Re: slaacd(8): prevent crash when interface disappears

2021-11-28 Thread Florian Obser
On 2021-11-28 05:13 UTC, Klemens Nanni  wrote:
> On Thu, Nov 18, 2021 at 09:02:00AM +0100, Florian Obser wrote:
>> This might be the crash kn@ was seeing once in a blue moon.
>
> I somewhat doubt it, since slaacd crashed on my notebook using trunk(4)
> over em(4) and athn(4), none of these interface get destroyed.
>
> I toggle the autoconf, set IPs, etc. but once trunk0 has its interface
> index, it'll stay the same until reboot.

Oh, but this is not just about autoconf interfaces, it's about *all*
interfaces. Look at the RTM_NEWADDR case in handle_route_message().

If it gets a NULL if_name for *any* interface it happily passes this to
update_iface() -> get_flags() -> strlcpy -> boom. It doesn't yet know if
it's an autoconf interface, it currently tries to figure that out.

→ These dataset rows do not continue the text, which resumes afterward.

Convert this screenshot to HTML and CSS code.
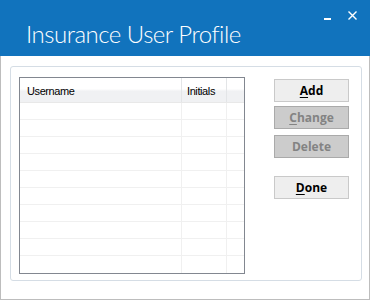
FILE: index.html
```html
<!DOCTYPE html>
<html>
<head>
<meta charset="utf-8">
<link rel="stylesheet" href="styles.css">
</head>
<body>
<div class="window">
  <div class="titlebar">
    <div class="title">Insurance User Profile</div>
    <div class="controls">
      <span class="minimize"></span>
      <svg class="close" width="9" height="9" viewBox="0 0 9 9"><path d="M0.5 0.5 L8.5 8.5 M8.5 0.5 L0.5 8.5" stroke="#fff" stroke-width="1.4" fill="none"/></svg>
    </div>
  </div>
  <div class="content">
    <div class="groupbox">
      <div class="listview">
        <div class="header">
          <div class="hcell c1">Username</div>
          <div class="hcell c2">Initials</div>
          <div class="hcell c3"></div>
        </div>
        <div class="row"><div class="cell c1"></div><div class="cell c2"></div><div class="cell c3"></div></div>
        <div class="row"><div class="cell c1"></div><div class="cell c2"></div><div class="cell c3"></div></div>
        <div class="row"><div class="cell c1"></div><div class="cell c2"></div><div class="cell c3"></div></div>
        <div class="row"><div class="cell c1"></div><div class="cell c2"></div><div class="cell c3"></div></div>
        <div class="row"><div class="cell c1"></div><div class="cell c2"></div><div class="cell c3"></div></div>
        <div class="row"><div class="cell c1"></div><div class="cell c2"></div><div class="cell c3"></div></div>
        <div class="row"><div class="cell c1"></div><div class="cell c2"></div><div class="cell c3"></div></div>
        <div class="row"><div class="cell c1"></div><div class="cell c2"></div><div class="cell c3"></div></div>
        <div class="row"><div class="cell c1"></div><div class="cell c2"></div><div class="cell c3"></div></div>
        <div class="row last"><div class="cell c1"></div><div class="cell c2"></div><div class="cell c3"></div></div>
      </div>
      <div class="buttons">
        <button class="btn add"><u>A</u>dd</button>
        <button class="btn change" disabled><u>C</u>hange</button>
        <button class="btn delete" disabled>Delete</button>
        <button class="btn done"><u>D</u>one</button>
      </div>
    </div>
  </div>
</div>
</body>
</html>
```

FILE: styles.css
```css
* { box-sizing: border-box; }
html, body { margin: 0; padding: 0; background: #ffffff; }
.window { width: 370px; height: 300px; display: flex; flex-direction: column; }
.titlebar {
  height: 56px;
  background: #1173bd;
  display: flex;
  align-items: flex-start;
  padding-left: 26px;
}
.title {
  font-family: "Lato", "Open Sans", sans-serif;
  font-weight: 300;
  font-size: 24px;
  letter-spacing: -0.5px;
  line-height: 24px;
  margin-top: 22px;
  color: #ffffff;
  white-space: nowrap;
}
.controls {
  margin-left: auto;
  padding-right: 13px;
  padding-top: 11px;
  display: flex;
  align-items: flex-start;
  gap: 17px;
}
.minimize { display: block; width: 7px; height: 2px; background: #fff; margin-top: 7px; }
.close { display: block; }
.content {
  height: 244px;
  border: 1px solid #bdbdbd;
  border-top: none;
  padding: 10px 0 0 9px;
}
.groupbox {
  width: 352px;
  height: 215px;
  border: 1px solid #d5dde5;
  border-radius: 3px;
  padding: 10px 0 0 8px;
  display: flex;
  align-items: flex-start;
}
.listview {
  width: 226px;
  height: 197px;
  border: 1px solid #828790;
  background: #fff;
  font-family: "Liberation Sans", Arial, sans-serif;
  font-size: 11px;
  color: #000;
}
.header {
  display: flex;
  height: 25px;
  background: linear-gradient(#ffffff 0%, #ffffff 45%, #f0f1f3 55%, #f0f1f3 100%);
  border-bottom: 1px solid #e8e8e8;
}
.hcell {
  line-height: 24px;
  padding-top: 1px;
  letter-spacing: -0.4px;
  border-right: 1px solid #e3e5e7;
  white-space: nowrap;
}
.c1 { width: 162px; padding-left: 7px; }
.c2 { width: 45px; padding-left: 5px; }
.c3 { flex: 1; border-right: none; }
.row { display: flex; height: 17px; border-bottom: 1px solid #f0f0f0; }
.row.last { border-bottom: none; }
.cell { border-right: 1px solid #f0f0f0; }
.cell.c3 { border-right: none; }
.buttons {
  margin-left: 29px;
  margin-top: 2px;
  display: flex;
  flex-direction: column;
}
.btn {
  width: 75px;
  height: 23px;
  margin: 0;
  padding: 0;
  font-family: "Open Sans", sans-serif;
  font-weight: 700;
  font-size: 12px;
  color: #000;
  background: #eeeeee;
  border: 1px solid #c9c9c9;
  border-radius: 0;
  line-height: 20px;
}
.btn u { text-decoration-thickness: 1px; text-underline-offset: 2px; }
.btn:disabled { background: #cccccc; border-color: #aaaaaa; color: #838383; }
.change { margin-top: 4px; }
.delete { margin-top: 6px; }
.done { margin-top: 18px; }
```
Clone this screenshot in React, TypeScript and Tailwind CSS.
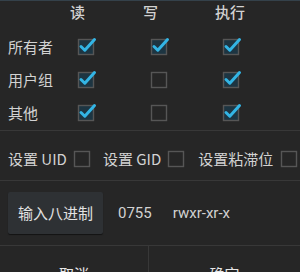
import React from 'react'

type Row = { label: string; checks: boolean[] }

const rows: Row[] = [
  { label: '所有者', checks: [true, true, true] },
  { label: '用户组', checks: [true, false, true] },
  { label: '其他', checks: [true, false, true] },
]

function Box({ checked }: { checked?: boolean }) {
  return (
    <svg width="20" height="20" viewBox="0 0 20 20" className="overflow-visible">
      <rect x="1.5" y="3.5" width="15" height="15" fill={checked ? '#1d3542' : 'none'} stroke="#565656" strokeWidth="1.4" />
      {checked && (
        <path d="M4 10.5 L7.8 14.2 L17.5 3.5" fill="none" stroke="#33b5e5" strokeWidth="3" strokeLinecap="round" strokeLinejoin="round" />
      )}
    </svg>
  )
}

export default function App() {
  return (
    <div
      className="w-[300px] h-[272px] overflow-hidden bg-[#262626] text-[#d2d2d2] border-t border-[#34414a]"
      style={{ fontFamily: '"Noto Sans CJK SC", "Noto Sans", sans-serif' }}
    >
      <div className="grid grid-cols-[62px_73px_72px_1fr] px-2 h-[23px] items-center text-[15px] font-medium">
        <div />
        <div>读</div>
        <div>写</div>
        <div>执行</div>
      </div>
      <div className="mt-[7px]">
        {rows.map(r => (
          <div key={r.label} className="grid grid-cols-[69px_73px_72px_1fr] px-2 h-[33px] items-center text-[15px]">
            <div>{r.label}</div>
            {r.checks.map((c, i) => (
              <div key={i} className="-mt-[3px]"><Box checked={c} /></div>
            ))}
          </div>
        ))}
      </div>
      <div className="h-px bg-[#383838]" />
      <div className="flex items-center h-[49px] pt-[7px] pl-2 text-[15px] whitespace-nowrap">
        <span>设置 UID</span>
        <span className="ml-[6px] -mt-[3px]"><Box /></span>
        <span className="ml-[10px]">设置 GID</span>
        <span className="ml-[6px] -mt-[3px]"><Box /></span>
        <span className="ml-[11px]">设置粘滞位</span>
        <span className="ml-[7px] -mt-[3px]"><Box /></span>
      </div>
      <div className="h-px bg-[#383838]" />
      <div className="flex items-center h-[64px] pl-2 text-[15px]">
        <button className="w-[95px] h-[42px] bg-[#2e3134] text-[#e2e2e2] rounded-[2px] shadow-[0_1px_1px_rgba(0,0,0,0.5)]">
          输入八进制
        </button>
        <span className="ml-[15px]" style={{ fontFamily: 'Roboto, sans-serif' }}>0755</span>
        <span className="ml-[21px]" style={{ fontFamily: 'Roboto, sans-serif' }}>rwxr-xr-x</span>
      </div>
      <div className="h-px bg-[#383838]" />
      <div className="grid grid-cols-[148px_1px_1fr] h-[50px] text-[15px] text-[#e6e6e6]">
        <button className="pt-[6px]">取消</button>
        <div className="bg-[#383838]" />
        <button className="pt-[6px]">确定</button>
      </div>
    </div>
  )
}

You can probably crash slaacd like this:

while :; do ifconfig vether0 inet 2001:db8::23/64; ifconfig vether0 destroy; 
done

The route socket is restricted to AF_INET6, so you need to fiddle around
with IPv6 addresses...

-- 
I'm not entirely sure you are real.



Re: slaacd(8): prevent crash when interface disappears

2021-11-28 Thread Klemens Nanni
On Thu, Nov 18, 2021 at 09:02:00AM +0100, Florian Obser wrote:
> This is split in two for easier review and I also intend to commit it
> like this.
> 
> The first diff shuffles setting of if_index around so that it's
> available in all switch cases and uses it consistently instead of
> ifm->ifm_index.
> 
> That way we can copy the if_name == NULL check into each case block
> preventing crashes when an interface disappears at just the wrong
> moment.
> 
> OK?
> 
> (btw. I found this because I transmogrified slaacd into gelatod and kn@
> reported a crash while running in debug mode so I could spot what's
> wrong with it. Much harder to find in slaacd...)
> 
> commit 2880598cb424e5d889ecdbf06d9d72d777b11569
> Author: Florian Obser 
> Date:   Wed Nov 17 20:13:55 2021 +0100
> 
> normalize if_index handling in route messages

OK kn

> commit e8882f2329db1789914358c1c6b56ddec74fc35f
> Author: Florian Obser 
> Date:   Wed Nov 17 20:17:29 2021 +0100
> 
> Make sure the interface still exists before updating it.
> 
> When we get a route message, for example an address being added
> (RTM_NEWADDR, but the problem exists with most of the route messages)
> and the interface gets unplugged at just the right moment
> if_nametoindex(3) will return NULL. We will pass NULL through
> update_iface() to get_xflags() which will then crash because we
> dereference the NULL pointer there.

OK kn

> This might be the crash kn@ was seeing once in a blue moon.

I somewhat doubt it, since slaacd crashed on my notebook using trunk(4)
over em(4) and athn(4), none of these interface get destroyed.

I toggle the autoconf, set IPs, etc. but once trunk0 has its interface
index, it'll stay the same until reboot.